Check’s Not In Mail: Postal Service re-organization failed to stem billions in losses
America’s mail service now has accumulated $98 billion in losses since 2007
The U.S. Postal Service has now accumulated a whopping $98 billion in losses since it went into the red in 2007 and its much-ballyhooed reorganization has failed to reverse the trend as expected, according to a sobering new report from the iconic mail agency’s watchdog.
The Postal Service inspector general reports that the mail service recorded losses of $950 million in 2022 and $6.5 billion in 2023, in the first two years after implementing its decade-long Delivering for America (DFA) reorganization plan.
“The DFA plan was developed during a time of considerable uncertainty, and conditions have evolved,” the inspector general reported. “The DFA plan projected positive net income starting in fiscal year (FY) 2023. Actual results show a net loss of $950 million from operations in FY 2022 and a $6.5 billion net loss in FY 2023.
“While actual revenue was higher than DFA plan projections, actual expenses exceeded expense projections and actual revenue in both years,” the audit noted.
The audit cited a variety of reasons that drove up costs, included increased mail usage but most importantly the persistently high inflation triggered by President Joe Biden’s spending agenda in the post-pandemic era.
“During our scope period of FYs 2022 and 2023, the United States experienced year over year monthly inflation rates between 3.0 percent to 9.1 percent,” the inspector general noted. “This period marked one of the highest levels of inflation – as measured by the Consumer Price Index for All Urban Consumers Index (CPI-U)15 – since the 1980s and much higher than the Postal Service projected in its DFA plan for revenue and expenses."
Inflation was “most acute” when it came to the Postal Service’s half-million personnel and its compensation and retirement expense categories.
“At the end of FY 2023, the total number of career employees at the Postal Service was approximately 525,000, including an increase of approximately 29,000 (6 percent) employees due to career conversions,” the IG noted. “As shown in Figure 7, compensation expense and FERS normal expense, per employee, were dramatically higher by 9.1% and 18.2%, respectively, due primarily to the contractual cost-of-living adjustments for approximately 525,000 employees, which includes the 29,000 converted employees now eligible for employer retirement contributions.”
The watchdog urged the service to revise its projections to the reality of the current economy in hopes of getting the plan on track.

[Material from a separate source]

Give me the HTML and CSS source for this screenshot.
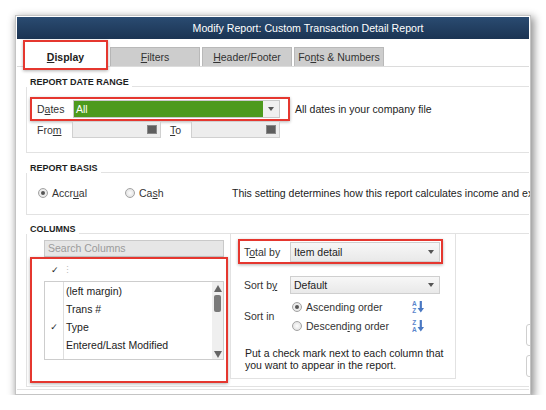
FILE: index.html
```html
<!DOCTYPE html>
<html lang="en">

<head>
    <meta charset="UTF-8">
    <meta name="viewport" content="width=device-width, initial-scale=1.0">
    <title>Modify Report</title>
    <link rel="stylesheet" href="styles.css">
</head>

<body>
    <div class="window">
        <div class="titlebar">Modify Report: Custom Transaction Detail Report</div>

        <div class="tabs">
            <div class="tab tab-active"><u>D</u>isplay</div>
            <div class="tab"><u>F</u>ilters</div>
            <div class="tab"><u>H</u>eader/Footer</div>
            <div class="tab">Fo<u>n</u>ts &amp; Numbers</div>
        </div>

        <div class="content">
            <!-- report date range -->
            <div class="group-head head-range">
                <span class="group-title">REPORT DATE RANGE</span>
                <span class="rule"></span>
            </div>
            <div class="group-body range">
                <div class="dates-row">
                    <div class="mark dates-box">
                        <span class="lbl dates-lbl">D<u>a</u>tes</span>
                        <div class="combo-green">
                            <span class="combo-value">All</span>
                            <span class="combo-drop"><span class="arrow"></span></span>
                        </div>
                    </div>
                    <span class="hint">All dates in your company file</span>
                </div>
                <div class="from-row">
                    <span class="lbl from-lbl">Fro<u>m</u></span>
                    <div class="date-input"><span class="cal"></span></div>
                    <span class="lbl to-lbl"><u>T</u>o</span>
                    <div class="date-input"><span class="cal"></span></div>
                </div>
            </div>

            <!-- report basis -->
            <div class="group-head head-basis">
                <span class="group-title">REPORT BASIS</span>
                <span class="rule"></span>
            </div>
            <div class="group-body basis">
                <label class="radio-item accrual"><span class="radio checked"></span>Accr<u>u</u>al</label>
                <label class="radio-item cash"><span class="radio"></span>Ca<u>s</u>h</label>
                <span class="basis-text">This setting determines how this report calculates income and expenses.</span>
            </div>

            <!-- columns -->
            <div class="group-head head-columns">
                <span class="group-title">COLUMNS</span>
                <span class="rule"></span>
            </div>
            <div class="group-body columns">
                <div class="col-left">
                    <div class="search">Search Columns</div>
                    <div class="mark col-box">
                        <div class="col-head"><span class="tick">✓</span><span class="dots">⋮</span></div>
                        <div class="col-list">
                            <div class="check-col">
                                <div class="check-cell"></div>
                                <div class="check-cell"></div>
                                <div class="check-cell">✓</div>
                                <div class="check-cell"></div>
                            </div>
                            <div class="items">
                                <div class="item">(left margin)</div>
                                <div class="item">Trans #</div>
                                <div class="item">Type</div>
                                <div class="item">Entered/Last Modified</div>
                            </div>
                            <div class="scrollbar">
                                <span class="sb-up"></span>
                                <span class="sb-thumb"></span>
                                <span class="sb-down"></span>
                            </div>
                        </div>
                    </div>
                </div>

                <div class="col-right">
                    <div class="mark total-box">
                        <span class="lbl field-lbl">T<u>o</u>tal by</span>
                        <div class="combo total-combo">
                            <span class="combo-value">Item detail</span>
                            <span class="arrow"></span>
                        </div>
                    </div>

                    <div class="sort-row">
                        <span class="lbl field-lbl">Sort b<u>y</u></span>
                        <div class="combo sort-combo">
                            <span class="combo-value">Default</span>
                            <span class="arrow"></span>
                        </div>
                    </div>

                    <div class="sort-in">
                        <span class="lbl field-lbl">Sort in</span>
                        <div class="sort-opts">
                            <div class="sort-opt">
                                <label class="radio-item"><span class="radio checked"></span>Ascending order</label>
                                <svg class="sort-icon" width="13" height="14" viewBox="0 0 13 14">
                                    <text x="0" y="6" font-size="6.5" font-weight="bold" fill="#5a86cc" font-family="Liberation Sans, sans-serif">A</text>
                                    <text x="0.3" y="13" font-size="6.5" font-weight="bold" fill="#5a86cc" font-family="Liberation Sans, sans-serif">Z</text>
                                    <path d="M8.8 1 V9" stroke="#4a78c2" stroke-width="2.2" fill="none"/>
                                    <path d="M5.6 8 L12 8 L8.8 12.5 Z" fill="#4a78c2"/>
                                </svg>
                            </div>
                            <div class="sort-opt">
                                <label class="radio-item"><span class="radio"></span>Descend<u>i</u>ng order</label>
                                <svg class="sort-icon" width="13" height="14" viewBox="0 0 13 14">
                                    <text x="0.3" y="6" font-size="6.5" font-weight="bold" fill="#5a86cc" font-family="Liberation Sans, sans-serif">Z</text>
                                    <text x="0" y="13" font-size="6.5" font-weight="bold" fill="#5a86cc" font-family="Liberation Sans, sans-serif">A</text>
                                    <path d="M8.8 1 V9" stroke="#4a78c2" stroke-width="2.2" fill="none"/>
                                    <path d="M5.6 8 L12 8 L8.8 12.5 Z" fill="#4a78c2"/>
                                </svg>
                            </div>
                        </div>
                    </div>

                    <p class="col-note">Put a check mark next to each column that you want to appear in the report.</p>
                </div>

                <div class="side-stubs">
                    <span class="stub"></span>
                    <span class="stub"></span>
                </div>
            </div>
        </div>
    </div>
</body>

</html>
```

FILE: styles.css
```css
* {
    box-sizing: border-box;
}

body {
    margin: 0;
    background: #fff;
    font-family: "Liberation Sans", Arial, sans-serif;
    font-size: 10.5px;
    color: #222;
}

.window {
    display: flex;
    flex-direction: column;
    margin: 15px 0 0 15px;
    width: 516px;
    height: 380px;
    border: 1px solid #c4c4c4;
    padding: 1px;
    background: #fff;
    overflow: hidden;
    box-shadow: 2px 3px 8px 1px rgba(0, 0, 0, 0.45);
}

.titlebar {
    flex-shrink: 0;
    height: 22px;
    line-height: 22px;
    padding-left: 70px;
    text-align: center;
    color: #fff;
    font-size: 10.6px;
    background: linear-gradient(#2a4b71, #1b3453);
}

/* tabs */
.tabs {
    flex-shrink: 0;
    display: flex;
    align-items: flex-end;
    height: 28px;
    border-bottom: 1px solid #dcdcdc;
}

.tab {
    width: 90px;
    height: 19px;
    margin-left: 2px;
    border: 1px solid #b9b9b9;
    border-bottom: none;
    background: #cdcdcd;
    color: #333;
    text-align: center;
    line-height: 18px;
}

.tab-active {
    position: relative;
    z-index: 1;
    width: 85px;
    height: 30px;
    margin-left: 6px;
    margin-bottom: -4px;
    padding-top: 4px;
    border: 2px solid #e5372f;
    background: #fff;
    color: #222;
    font-weight: bold;
    line-height: 22px;
    box-shadow: 0 1px 3px rgba(0, 0, 0, 0.3);
}

/* groups */
.content {
    flex-shrink: 0;
    padding: 0 0 2px 9px;
    border-bottom: 1px solid #e2e2e2;
}

.group-head {
    display: flex;
    align-items: flex-end;
    height: 10px;
}

.head-range {
    margin-top: 10px;
}

.head-basis {
    margin-top: 10px;
}

.head-columns {
    margin-top: 9px;
}

.group-title {
    padding: 0 3px 0 4px;
    font-size: 9px;
    line-height: 9px;
    font-weight: bold;
    color: #1e1e1e;
}

.rule {
    flex: 1;
    align-self: stretch;
    border-bottom: 1px solid #e2e2e2;
}

.group-body {
    border-left: 1px solid #e2e2e2;
    border-bottom: 1px solid #e2e2e2;
}

.mark {
    border: 2px solid #e5372f;
    box-shadow: 0 1px 3px rgba(0, 0, 0, 0.3);
}

.lbl {
    color: #333;
}

/* date range */
.range {
    height: 66px;
    padding-top: 10px;
}

.dates-row {
    display: flex;
    align-items: center;
}

.dates-box {
    display: flex;
    align-items: center;
    width: 260px;
    height: 24px;
    margin-left: 3px;
}

.dates-lbl {
    width: 41px;
    padding-left: 5px;
}

.combo-green {
    display: flex;
    width: 207px;
    height: 18px;
    border: 1px solid #c9c9c9;
}

.combo-green .combo-value {
    flex: 1;
    padding-left: 2px;
    background: #4d9a1d;
    color: #fff;
    line-height: 16px;
}

.combo-drop {
    display: flex;
    align-items: center;
    justify-content: center;
    width: 16px;
    background: #f0f0f0;
}

.arrow {
    width: 0;
    height: 0;
    border-left: 3.5px solid transparent;
    border-right: 3.5px solid transparent;
    border-top: 4px solid #555;
}

.hint {
    margin-left: 5px;
}

.from-row {
    display: flex;
    align-items: center;
    height: 17px;
}

.from-lbl {
    width: 35px;
    margin-left: 10px;
}

.to-lbl {
    width: 21px;
    margin-left: 9px;
}

.date-input {
    display: flex;
    align-items: center;
    justify-content: flex-end;
    width: 89px;
    height: 17px;
    padding-right: 3px;
    border: 1px solid #d0d0d0;
    background: #ededed;
}

.cal {
    width: 10px;
    height: 9px;
    border: 1px solid #888;
    background: #5e5e5e;
}

/* basis */
.basis {
    display: flex;
    align-items: center;
    height: 42px;
    padding: 0 0 2px 11px;
    white-space: nowrap;
}

.radio-item {
    display: flex;
    align-items: center;
    flex-shrink: 0;
    color: #333;
}

.radio {
    display: flex;
    align-items: center;
    justify-content: center;
    flex-shrink: 0;
    width: 10px;
    height: 10px;
    margin-right: 4px;
    border: 1px solid #a3a3a3;
    border-radius: 50%;
    background: radial-gradient(#fdfdfd, #dadada);
}

.radio.checked::after {
    content: "";
    width: 4px;
    height: 4px;
    border-radius: 50%;
    background: #555;
}

.accrual {
    width: 87px;
}

.cash {
    width: 107px;
}

.basis-text {
    flex-shrink: 0;
    color: #222;
}

/* columns */
.columns {
    display: flex;
    height: 153px;
}

.col-left {
    width: 203px;
    flex-shrink: 0;
}

.search {
    width: 180px;
    height: 17px;
    margin: 6px 0 0 17px;
    padding-left: 3px;
    border: 1px solid #c9c9c9;
    background: #e6e6e6;
    color: #9b9b9b;
    line-height: 15px;
}

.col-box {
    width: 198px;
    height: 126px;
    margin-left: 3px;
}

.col-head {
    display: flex;
    align-items: center;
    height: 22px;
    padding-left: 19px;
}

.tick,
.check-cell {
    font-family: "DejaVu Sans", sans-serif;
    font-size: 9px;
    color: #222;
}

.dots {
    margin-left: 4px;
    color: #bbb;
    font-size: 9px;
}

.col-list {
    display: flex;
    width: 180px;
    height: 79px;
    margin-left: 12px;
    border: 1px solid #cdcdcd;
}

.check-col {
    width: 19px;
    border-right: 1px solid #dedede;
}

.check-cell {
    height: 18px;
    line-height: 18px;
    text-align: center;
}

.items {
    flex: 1;
    padding-left: 2px;
}

.item {
    height: 18px;
    line-height: 18px;
    color: #222;
}

.scrollbar {
    display: flex;
    flex-direction: column;
    align-items: center;
    width: 11px;
    background: #efefef;
}

.sb-up,
.sb-down {
    width: 0;
    height: 0;
    border-left: 4px solid transparent;
    border-right: 4px solid transparent;
}

.sb-up {
    margin-top: 3px;
    border-bottom: 7px solid #666;
}

.sb-thumb {
    width: 7px;
    height: 17px;
    margin-top: 3px;
    border-radius: 2px;
    background: #7a7a7a;
}

.sb-down {
    margin-top: auto;
    margin-bottom: 1px;
    border-top: 7px solid #666;
}

.col-right {
    width: 226px;
    height: 145px;
    flex-shrink: 0;
    border: 1px solid #e2e2e2;
    border-top: none;
}

.total-box {
    display: flex;
    align-items: center;
    width: 205px;
    height: 25px;
    margin: 5px 0 0 7px;
    padding-left: 4px;
}

.field-lbl {
    width: 46px;
    flex-shrink: 0;
}

.combo {
    display: flex;
    align-items: center;
    width: 150px;
    padding: 0 5px 0 3px;
    border: 1px solid #cfcfcf;
    background: linear-gradient(#f7f7f7, #e9e9e9);
}

.combo .combo-value {
    flex: 1;
    color: #222;
}

.total-combo {
    height: 20px;
}

.sort-row {
    display: flex;
    align-items: center;
    margin: 12px 0 0 13px;
}

.sort-combo {
    height: 18px;
}

.sort-in {
    display: flex;
    align-items: center;
    margin: 3px 0 0 13px;
}

.sort-opts {
    margin-left: 2px;
}

.sort-opt {
    display: flex;
    align-items: center;
    height: 19px;
}

.sort-opt .radio-item {
    width: 120px;
}

.col-note {
    margin: 12px 0 0 14px;
    width: 205px;
    line-height: 12px;
    color: #222;
}

.side-stubs {
    display: flex;
    flex-direction: column;
    gap: 9px;
    width: 3px;
    margin: 90px 0 0 auto;
}

.stub {
    width: 8px;
    height: 22px;
    border: 1px solid #cfcfcf;
    border-radius: 3px;
}
```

It also rebuked the Service’s managers for failing to track when it was hitting its DFA budget targets.
“We could not conclude how the initiatives’ results or progress in FYs 2022 and 2023 compared to DFA projected savings because the Postal Service did not track specific initiatives’ progress back to the projected savings they determined under each P&L category in the DFA plan projections,” the report noted.